Monday, 26 October 2009

What a cute little dog

On the whole, Mrs Fool and I have quite different tastes in movies. This can make deciding what to see whenever we want to see a movie or DVD together difficult. Over the years I've learnt a trick or two to get Mrs Fool to watch something she wouldn’t otherwise watch. One of these is to highlight an aspect of a movie I know will appeal to her. So when I wanted to take her to see Encounters at the End of the World, for example, all I had to do was mention there were penguins in it and she was hooked.

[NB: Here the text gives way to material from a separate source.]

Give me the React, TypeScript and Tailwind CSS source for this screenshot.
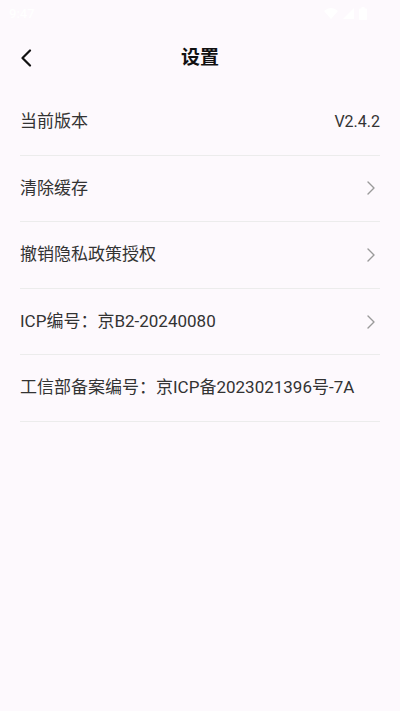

Although not quite on the same level as her adoration of penguins, Mrs Fool is also a big fan of Juliette Binoche, which is how I got her to agree to watch Hidden a few months ago. Ever since then I've wanted to watch more of Michael Haneke's work. While at Alice in Videoland the other day I came across another Michael Haneke movie starring Juliette Binoche. Mrs Fool didn’t really enjoy Hidden, so instead of saying, "Hey look, here's an obscure European art house movie by the same guy who made that weird move without an ending we saw the other month," I said, "Hey look, here's a French movie with your favourite actress, Juliette Binoche." And so it was that a couple of Saturdays ago we sat down to watch Code Unknown.

Judging from Mrs Fool's reaction after watching Code Unknown, I think I'm going to have to come up with another trick to get her to watch movies I want to see. In fact I'm pretty sure her words were the same as those she muttered after watching Hidden: "Yoku wakaranai." ("I didn't really understand that.") To be perfectly honest, there were things about Code Unknown I didn't understand. There were also things about Hidden I couldn't work out at first, but at least in the case of that movie I was able to make sense of it over the following days. Nearly a fortnight after seeing Code Unknown, I'm still unsure what Haneke was trying to say in the movie.

Strangely enough, this doesn't mean I didn't enjoy it. In fact I enjoyed it a lot. I enjoyed the artistry of each scene, including the one with no dialogue in which Juliette Binoche stands doing her ironing, and the one in which the farmer and his son sit at a table eating stewed beets, in which the only line of dialogue is, "Beets. That's all there is." I enjoyed the climactic last scene with the drumming in the background (Haneke doesn't use background music in his films). And I enjoyed trying to piece all the scenes in the movie together in my head in a way that would give me a clue as to what the movie was about (other than the overall theme of communication, or rather miscommunication, discernible from the title).

I was thinking about this while walking back from the supermarket the other day, and decided that there are lots of examples of art that we can enjoy and appreciate on certain levels without necessarily fully understanding the intentions or thought processes of its creators. I love looking at a lot of Cezanne's paintings, but I have no real idea why he chose to paint the things he did in the way he did or what he was hoping to achieve in painting them. And how many people who enjoy looking at paintings by the old masters are aware of the religious and other symbolism these artists employed?

1 comment:

Grant said...

Van Eyck was amazing. Without him there'd have been no Rembrandt, Vermeer or Giorgione.